Never to be overlooked, however, are those disciples of law, better known as New-Schoolers. As soon as the Old School - New School division took place in 1832, and in a great measure before, from these advocates of salaried ministers, Sunday schools, missions, and all the other contrivances so popular among the daughters of the Old Harlot, came the popular harangue, "Antinomianism." It was piously thundered about everywhere.
From these boasting New School Baptists, described as the "other party" in the following, we give a sample of their opinion: "The other party treated the Old School with a great deal of contempt on account of the paucity of their numbers, their old-fashioned creed, their experience of grace, their want of education, and general deficiency in human polish.

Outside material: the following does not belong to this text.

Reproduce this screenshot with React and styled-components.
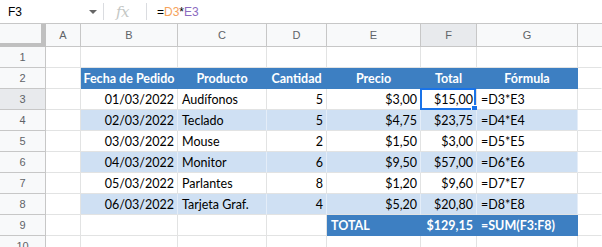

And they declared wherever they went (supposing no doubt it would be so) that the Old Party would soon become extinct - out of the way entirely, and give them no further trouble. Various names were applied to the Old School by the New, such as "Hard Shells," "Straight Jackets," "Ignoramuses," "Lawrenceans," "Osbournites," "Antinomians," etc., etc,." Hassell, p. 748. It requires little difficulty to see that the New School party in the United States were of the same stripe as the general run of Arminians in Europe. Those old saints of the Most High that preached the gospel, not the law, was the believers rule of life, were persecuted as Antinomians wherever the Lord cast their lot. And their accusers were legion.
It should be apparent from what we have briefly written in this introduction to Antinomianism that there are really only two lines of thought on the subject; that of the Arminian, who holds the law as his rule of life, and that of the Predestinarian, who despite much ridicule and abuse, nevertheless, adheres to the perfect law of liberty, the gospel, as his rule of life. And, should the Lord be pleased to bless us, we will in a future article examine the Scriptures to give a basis for the Predestinarians' position.